Désireux de grandir, le cinéma le Rex, à Paris, a jeté son dévolu sur une parcelle voisine et sur l’hôtel particulier du XVIIIe siècle qui s’y dresse. Ce projet considérable menace sérieusement l’intégrité du monument, dont la protection au titre des monuments historiques a été plusieurs fois retardée.

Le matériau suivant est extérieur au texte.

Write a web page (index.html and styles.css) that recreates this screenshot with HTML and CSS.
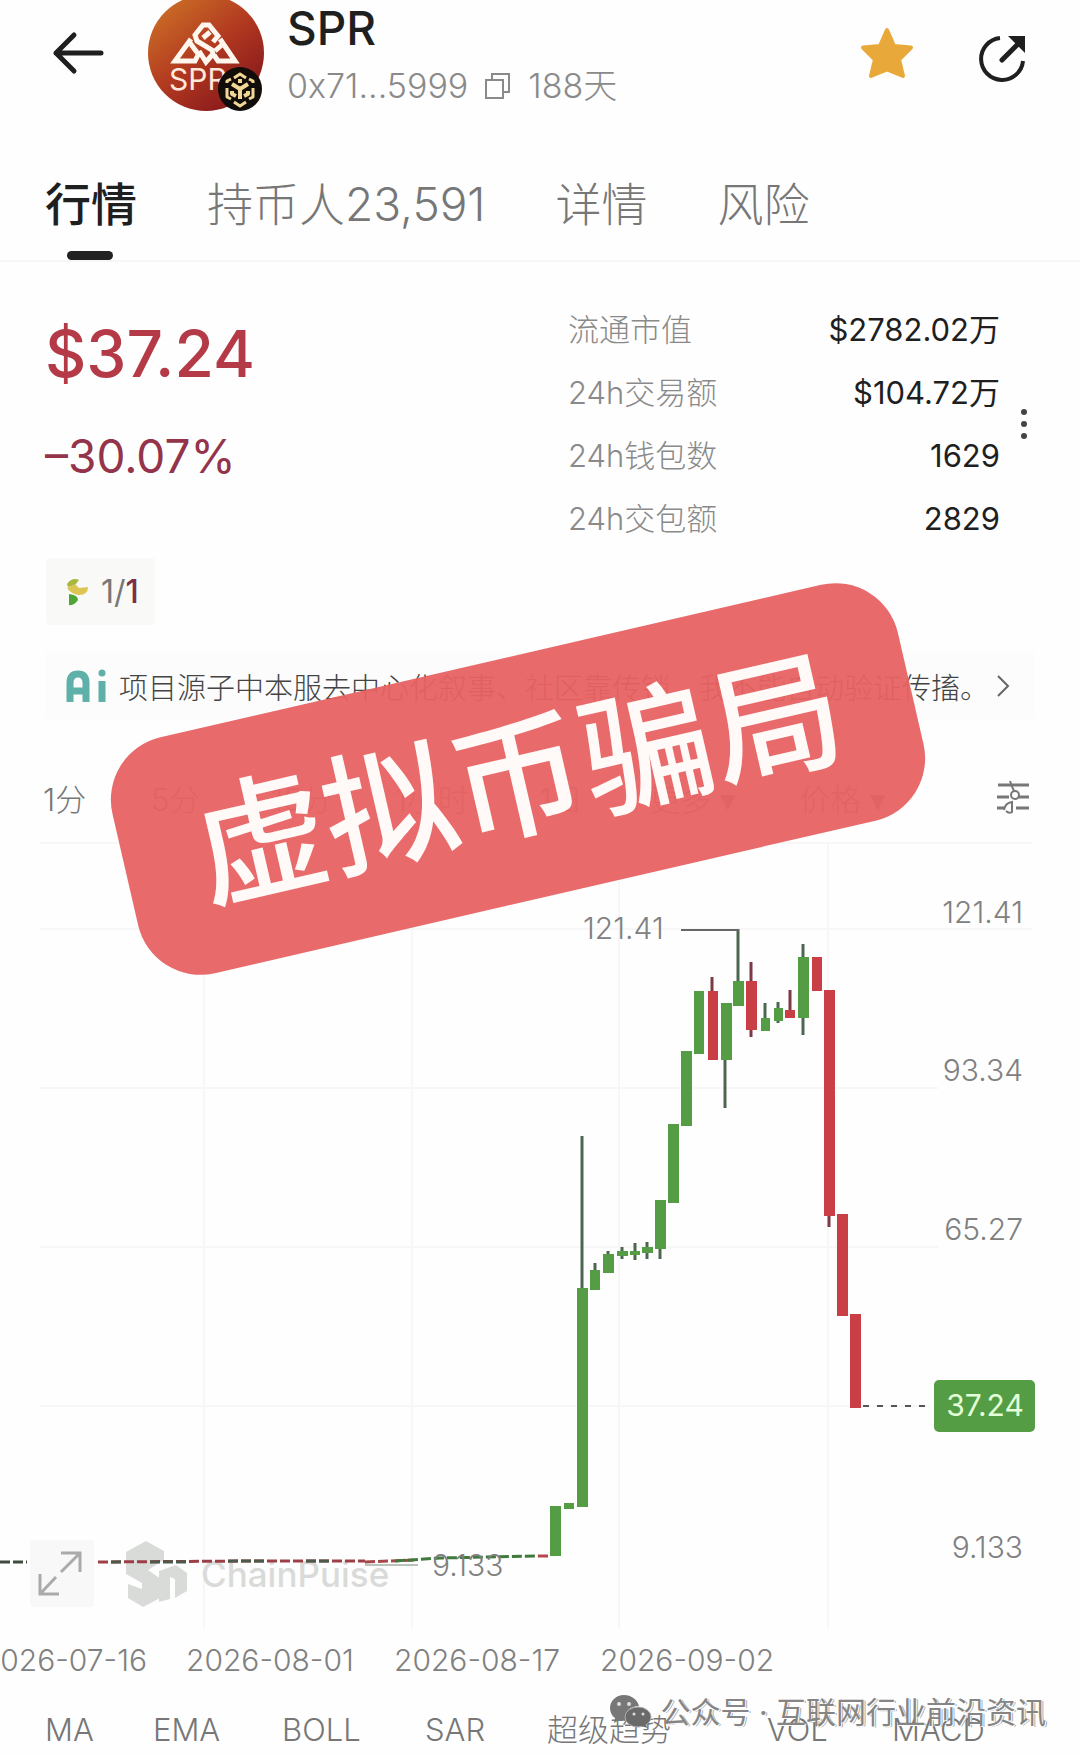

PARIS - La nouvelle a paru en brève dans plusieurs quotidiens cet été : le cinéma le Rex, sur les Grands Boulevards à Paris, annonçait son intention d’accroître sa capacité d’accueil en créant de nouvelles salles. De 4 195 places, le nombre de places doit en effet passer à près de 5 000. En vue de cet agrandissement, une promesse de vente a été signée pour la parcelle située derrière le Rex, entre la rue du Sentier et la rue Poissonnière. Un seul problème : sur cette parcelle s’élève un bel hôtel particulier du XVIIIe siècle. Bien sûr, il ne s’agit pas de le détruire pour élever un multiplexe. Mais le projet de l’architecte Alberto Cattani, dont nous avons pu avoir connaissance, laisse perplexe : doivent être créées une nouvelle salle sous l’hôtel, deux sous la cour, deux sous le jardin, le tout coiffant six niveaux de parkings ! Surtout deux grandes salles seront construites en surface, dans le jardin, et l’espace les séparant de la façade de l’hôtel sera couvert d’une verrière, sous laquelle les spectateurs attendront avant la séance. Un certificat d’urbanisme a été déposé le 10 août dernier (n° 751020030083) et la Commission départementale des équipements commerciaux (CDEC) examine actuellement le projet.

“L’apparition des multiplexes nous oblige à réagir”, plaide Philippe Hellmann, directeur de la société du Grand Rex. Il n’a d’ailleurs pas attendu leur développement, puisque la réflexion sur l’extension du Rex, qu’il juge vitale, a débuté en 1994. Au-delà des aspects économiques, il estime que son projet “redonne son intégrité à la façade sur cour”, en supprimant les bâtiments adventices du XIXe siècle. Mais, “si on fait son devoir d’un côté, il faut le faire de l’autre”, considère Michel Fleury, qui fait savoir que la Commission du Vieux Paris, dont il est le vice-président, est fermement “opposée aux couvertures de cours par des verrières. Ce serait revenir aux erreurs du XIXe, qui ont dénaturé le Marais”. Il nous a par ailleurs signalé l’existence d’un autre acquéreur potentiel, dont le projet n’hypothèquerait pas l’avenir.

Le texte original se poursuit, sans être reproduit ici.